**SUPPLIED ENTRIES:**
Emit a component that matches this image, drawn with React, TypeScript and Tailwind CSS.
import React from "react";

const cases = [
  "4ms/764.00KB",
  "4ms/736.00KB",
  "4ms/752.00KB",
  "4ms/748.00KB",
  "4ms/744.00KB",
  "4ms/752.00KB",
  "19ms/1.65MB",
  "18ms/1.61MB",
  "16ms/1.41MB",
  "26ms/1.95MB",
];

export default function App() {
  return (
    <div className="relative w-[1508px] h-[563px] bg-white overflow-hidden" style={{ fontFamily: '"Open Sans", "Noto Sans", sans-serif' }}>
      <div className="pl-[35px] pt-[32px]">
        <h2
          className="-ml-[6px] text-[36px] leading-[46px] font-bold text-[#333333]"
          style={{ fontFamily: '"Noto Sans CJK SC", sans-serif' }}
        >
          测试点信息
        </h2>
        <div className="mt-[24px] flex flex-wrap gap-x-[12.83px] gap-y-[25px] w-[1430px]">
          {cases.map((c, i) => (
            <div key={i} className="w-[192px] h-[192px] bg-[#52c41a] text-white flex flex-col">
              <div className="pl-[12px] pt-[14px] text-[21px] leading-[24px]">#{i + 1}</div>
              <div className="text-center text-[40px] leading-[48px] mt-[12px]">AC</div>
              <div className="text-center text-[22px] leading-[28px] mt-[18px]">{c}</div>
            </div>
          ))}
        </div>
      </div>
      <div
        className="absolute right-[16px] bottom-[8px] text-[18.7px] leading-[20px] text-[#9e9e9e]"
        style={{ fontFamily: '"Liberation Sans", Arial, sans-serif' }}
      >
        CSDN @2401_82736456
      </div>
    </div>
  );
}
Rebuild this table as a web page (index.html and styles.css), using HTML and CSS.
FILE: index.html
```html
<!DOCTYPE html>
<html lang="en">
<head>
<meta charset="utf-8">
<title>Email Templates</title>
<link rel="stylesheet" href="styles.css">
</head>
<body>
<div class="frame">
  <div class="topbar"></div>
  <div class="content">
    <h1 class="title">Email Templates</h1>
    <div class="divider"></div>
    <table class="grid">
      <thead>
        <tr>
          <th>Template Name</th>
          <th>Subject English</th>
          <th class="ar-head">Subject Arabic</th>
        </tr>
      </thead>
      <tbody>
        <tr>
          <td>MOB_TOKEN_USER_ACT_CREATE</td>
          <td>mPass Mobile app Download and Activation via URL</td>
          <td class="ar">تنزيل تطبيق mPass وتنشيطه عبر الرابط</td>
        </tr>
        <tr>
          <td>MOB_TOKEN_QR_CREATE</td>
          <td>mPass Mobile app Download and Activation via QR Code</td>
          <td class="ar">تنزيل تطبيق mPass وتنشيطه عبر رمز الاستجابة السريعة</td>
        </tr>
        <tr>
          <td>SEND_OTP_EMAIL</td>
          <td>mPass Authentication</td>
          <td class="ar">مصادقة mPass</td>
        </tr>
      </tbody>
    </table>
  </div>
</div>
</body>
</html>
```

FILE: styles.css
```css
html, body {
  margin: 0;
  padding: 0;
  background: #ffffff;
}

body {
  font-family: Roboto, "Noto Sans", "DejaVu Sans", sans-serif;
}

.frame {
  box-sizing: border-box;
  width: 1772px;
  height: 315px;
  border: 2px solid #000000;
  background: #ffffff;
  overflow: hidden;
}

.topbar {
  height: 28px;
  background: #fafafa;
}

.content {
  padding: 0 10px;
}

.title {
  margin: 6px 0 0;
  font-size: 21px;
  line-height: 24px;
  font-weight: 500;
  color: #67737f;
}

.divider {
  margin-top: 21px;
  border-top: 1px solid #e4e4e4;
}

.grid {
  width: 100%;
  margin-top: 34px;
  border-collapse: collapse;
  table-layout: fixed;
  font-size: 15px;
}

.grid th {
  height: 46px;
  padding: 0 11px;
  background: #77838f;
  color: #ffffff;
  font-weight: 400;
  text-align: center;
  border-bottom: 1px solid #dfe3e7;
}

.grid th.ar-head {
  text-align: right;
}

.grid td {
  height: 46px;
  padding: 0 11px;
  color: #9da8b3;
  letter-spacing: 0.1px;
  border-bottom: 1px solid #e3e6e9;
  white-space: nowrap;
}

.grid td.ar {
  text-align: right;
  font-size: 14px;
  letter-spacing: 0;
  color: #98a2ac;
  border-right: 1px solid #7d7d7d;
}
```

**WORK REQUIRED:**
Among the lines of the material above, how many include the string "styles"? Report only that number.

**EXERCISE RESULT:**
3